Through his stronghold in the Union of Young Muslims in Lyon, he radicalised thousands of young French Muslims. In 1993, he was involved in a successful attempt in Geneva to stop production of a play by Voltaire on the grounds that it insulted Islam.
In a telling exchange with the future French President Nicolas Sarkozy, he refused to condemn stoning to death for adultery, calling merely for a moratorium on this barbaric practice. And all those who oppose him he labels Islamophobes, Jews or Zionists. The desperation to embrace this most devious "reformer" is gravely misplaced. Truly moderate Muslims are undermined and indeed endangered by Ramadan at every turn.
Far from offering a way to modernise Islam, he proposes instead to Islamise modernity. And he is all the more dangerous precisely because his weapon is not a bomb-belt but his tongue. Some may say that, even if his thinking is reactionary, that is no reason to refuse to let him into the country.
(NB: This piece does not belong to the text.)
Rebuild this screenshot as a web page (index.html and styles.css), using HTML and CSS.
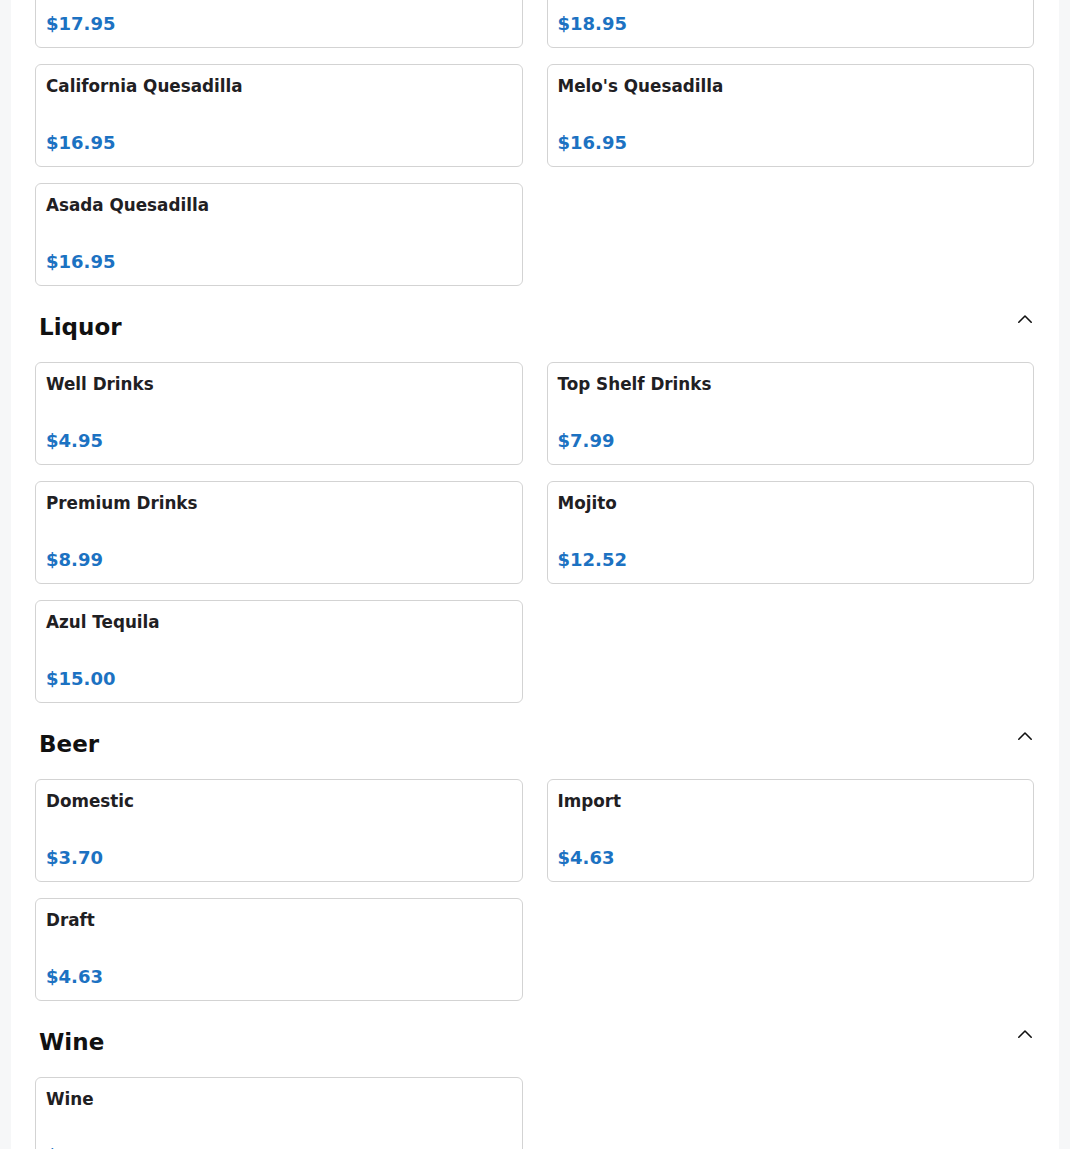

This naive view ignores the fact that the Islamists' war of civilisation is being conducted principally on the battleground of ideas.
Terrorism merely backs up the Muslim Brotherhood's fundamental strategy of cultural infiltration, incitement, demoralisation and conquest.
As Fourest has written, the strategy of Ramadan is to globalise the Islamic awakening that is part of that strategy. In May 2003, the Appeal Court of Lyon agreed that language employed by preachers such as Ramadan "can influence young Muslims and can serve as a factor inciting them to join up with those engaged in violent acts". Wherever he goes, Ramadan is a pied piper leading the young to jihad by his mesmeric tunes. Through his appeal, he is probably the most dangerous Islamist in the Western world.
Thanks to the short-sightedness of the British Government, brother Tariq has been given a platform to radicalise innumerable young Muslims. Does Australia really want to follow suit?